ふたり暮らし。溝掃除で整う。
掃除機のない家
わが家には掃除機がない。同棲を始める直前に夫が持っていた掃除機が壊れ、一緒に暮らし始めたらふたりで新しいのを買いに行こう、なんて言っているうちに約20年もそのまま来てしまった。
お恥ずかしながら、昔はきったない部屋に住んでいても全然平気だったのであまり必要性を感じていなかった。今はキレイ好きになったが、そうするとますます必要性を感じなくなった。毎日雑巾掛けをしていると掃除機の出番がないからだ。
今の家もその前の家も引き戸で区切るタイプの1LDKなので、床には引き戸用の溝がある。ちょっと変態チックだが、この溝の掃除が私は大好きで、以前、床に這いつくばって無心で溝掃除をしている姿を見た夫が「…ハンディクリーナー買ってこようか?」とちょっと引いて訊いてきた。なんで?楽しんでやっているのに!と言うと、「なんか惨めに見えたから…」と言われてしまった。
夫は知らないのだ。私が普段、床に這いつくばって夫のデスク下を拭いていることを。デスク下どころか、家中の端っこや隅っこは手で拭かないと掃除が行き届かないので、ワイパーに雑巾をつけてザーッと全体を拭いたあとは手拭きしている。夫が言うには、この便利な世の中で、床に這いつくばって掃除をしている姿が惨めにしか見えないのだそうだ。
(ひどい。)
わかってないな、夫は。自分の手で掃除をすることの良さを。気持ちいいのに。とはいえ、惨め扱いされるのも気分が悪いので、以来私は夫のいる日はあまり掃除をしないようになった。
溝掃除はあえてたまにだけ
基本的に夫が仕事で家にいない日は毎日掃除をしているのだが、溝掃除は2週間に1回程度に留めている。詰まったホコリを掻き出すのが快感だからだ。

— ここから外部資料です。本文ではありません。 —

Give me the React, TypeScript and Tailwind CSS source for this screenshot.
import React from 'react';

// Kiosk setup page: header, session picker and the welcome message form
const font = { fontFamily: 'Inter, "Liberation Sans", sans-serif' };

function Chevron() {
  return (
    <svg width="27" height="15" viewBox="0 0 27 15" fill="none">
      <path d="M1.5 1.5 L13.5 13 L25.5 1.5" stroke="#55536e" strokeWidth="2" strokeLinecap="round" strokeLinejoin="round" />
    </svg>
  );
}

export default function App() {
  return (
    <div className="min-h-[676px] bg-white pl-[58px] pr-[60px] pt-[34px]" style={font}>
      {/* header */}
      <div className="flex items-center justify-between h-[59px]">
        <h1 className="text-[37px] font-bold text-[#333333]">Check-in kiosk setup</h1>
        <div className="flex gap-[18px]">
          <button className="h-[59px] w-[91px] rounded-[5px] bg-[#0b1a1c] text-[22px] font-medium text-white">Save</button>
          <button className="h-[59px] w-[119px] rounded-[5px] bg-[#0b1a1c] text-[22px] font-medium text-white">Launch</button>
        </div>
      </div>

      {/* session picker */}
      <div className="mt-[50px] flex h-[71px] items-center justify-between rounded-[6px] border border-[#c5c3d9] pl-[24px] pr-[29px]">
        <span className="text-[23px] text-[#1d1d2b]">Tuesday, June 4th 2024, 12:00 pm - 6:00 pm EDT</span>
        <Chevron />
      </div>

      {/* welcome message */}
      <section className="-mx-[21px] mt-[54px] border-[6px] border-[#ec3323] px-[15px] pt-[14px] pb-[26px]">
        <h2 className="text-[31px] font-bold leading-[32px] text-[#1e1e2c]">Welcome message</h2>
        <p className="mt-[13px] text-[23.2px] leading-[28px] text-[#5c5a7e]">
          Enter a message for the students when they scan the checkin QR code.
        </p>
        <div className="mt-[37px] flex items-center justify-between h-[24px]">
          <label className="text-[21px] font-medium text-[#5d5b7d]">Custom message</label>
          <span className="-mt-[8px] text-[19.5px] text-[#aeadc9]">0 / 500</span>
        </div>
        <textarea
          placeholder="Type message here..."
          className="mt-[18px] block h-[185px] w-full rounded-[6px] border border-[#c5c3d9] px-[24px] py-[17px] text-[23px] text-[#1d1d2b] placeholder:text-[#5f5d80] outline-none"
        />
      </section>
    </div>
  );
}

昨日がその日で、ようやく暖かくなってきたので窓を開け放ち、いつも通り床掃除をしたあとで歯ブラシ片手に溝と対峙した。歯ブラシで溝のゴミを一列ずつ掻き出していく。今の家の溝はけっこう深めなので、掻き出す感覚がはっきりわかって楽しい。こんなせまい溝でも、ホコリというのは気にせず入っていくようだ。「どうせ入るんならもっと広いところのほうがいい」とか思わないのだろうか。
カシュカシュカシュカシュカシュカシュカシュカシュ…
無心でホコリを掻き出していく。出てきたゴミはコロコロや濡れティッシュでそのつど回収し、一番はじまでたどり着いたら、爪楊枝でちょっと勢いをつけて掘り出し、小さく切ったコロコロテープですかさず受け止める。簡単そうに見えてけっこう難しいのだ。それでもどうしても溝に残ってしまう時は、コロコロテープを爪楊枝で隙間に押し込み、回収する。
我に返ることも
掃除中、「何やってんだろうな、自分。」と我に返ることもある。
掃除機なら一瞬で終わる作業を、わざわざ時間をかけて腰や肘を痛めながらやるなんて、そんな時間あるならサッサと英語の勉強でも始めれば?と自分でも思う。

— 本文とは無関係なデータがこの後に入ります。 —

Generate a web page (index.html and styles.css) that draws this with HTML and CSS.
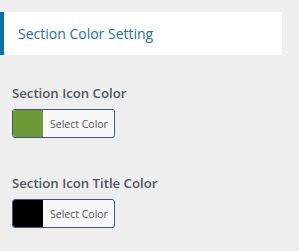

でもこの時間がなんか妙に好きなのだ。というか、たぶん人類はみんな好きなんじゃないだろうか、溝のゴミ掘り。忙しかったりほかに優先してやることが多いからわざわざやらないだけで、ゴミの詰まった溝と歯ブラシを差し出されて、「ほかの家事はやっとくから、君は今から好きなだけコレを掘ってていいよ」と言われたら喜んでやると思う。
「サウナで整う」とはよく聞くが、溝掃除で私は整う。一種の瞑想のようなものかもしれない。溝掃除を終えると溝の中と同じくらい私自身もスッキリするし、その後の家事もいつもよりはかどるので、一石二鳥以上の効果がある。
家に溝のある方はぜひ試してみてほしい。